Hello everyone I'm trying to use grid-stride method and atomic functions to do multi-block reduction.
I know that the usual way to do this is to launch two kernels or use lastblock method as directed in this note.(or this tutorial)
However, I thought this could also be done by using grid-stride with atomic code.
As I tested, it worked very well..
until for some number, it gives the wrong answer. (which is very weird)
I have tested for some "n"s and found that I get wrong answer for n = 1234565, 1234566, 1234567.
This is my whole code of doing n sum of 1. So the answer should be n.

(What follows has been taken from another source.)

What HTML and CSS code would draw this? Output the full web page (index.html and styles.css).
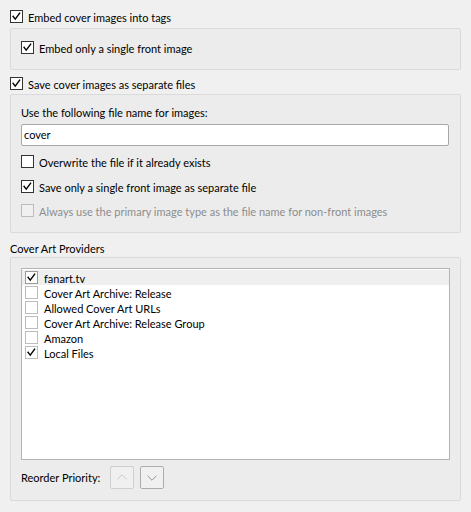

Any help or comment is appreciated.
#include<iostream>
__global__ void stride_sum(const double* input,
const int size,
double* sumOut){
extern __shared__ double sm[];
unsigned int tid = threadIdx.x;
unsigned int i = blockDim.x * blockIdx.x + tid;
//doing grid loop using stride method.
for(unsigned int s=i;
s<size;
s+=blockDim.x*gridDim.x){
sm[tid] = input[i];
__syncthreads();
//doing parallel reduction.
for(unsigned int ss = blockDim.x/2;ss>0;ss>>=1){
if(tid<ss && tid+ss<size) sm[tid] += sm[tid+ss];
__syncthreads();
}
//atomically add results to sumOut.
if(tid==0) atomicAdd(sumOut, sm[0]);
}
}
int main(){
unsigned int n = 1234567;
int blockSize = 4;
int nBlocks = (n + blockSize - 1) / blockSize;
int sharedMemory = sizeof(double)*blockSize;
double *data, *sum;
cudaMallocManaged(&data, sizeof(double)*n);
cudaMallocManaged(&sum, sizeof(double));
std::fill_n(data,n,1.);
std::fill_n(sum,1,0.);
stride_sum<<<nBlocks, blockSize, sharedMemory>>>(data,n,sum);
cudaDeviceSynchronize();
printf("res: 10.f \n",sum[0]);
cudaFree(data);
cudaFree(sum);
return 0;
}
You have gotten quite a lot wrong in your implementation. This will work:
__global__ void stride_sum(const double* input,
const int size,
double* sumOut)
{
extern __shared__ volatile double sm[];
unsigned int tid = threadIdx.x;
unsigned int i = blockDim.x * blockIdx.x + tid;
//doing grid loop using stride method.
double val = 0.;
for(unsigned int s=i; s<size; s+=blockDim.x*gridDim.x){
val += input[i];
}
// Load partial sum to memory
sm[tid] = val;
__syncthreads();
//doing parallel reduction.
for(unsigned int ss = blockDim.x/2;ss>0;ss>>=1){
if(tid<ss && tid+ss<size) sm[tid] += sm[tid+ss];
__syncthreads();
}
//atomically add results to sumOut.
if(tid==0) atomicAdd(sumOut, sm[0]);
}
[Never compiled and run, use a own risk]
In short -- do the grid strided summation, then a single shared memory reduction, then a single atomic update. Your implementation has undefined behaviour in a few places, especially the conditionally executed __syncthreads
calls and using uninitialized shared memory when some threads fall out of the summation loop.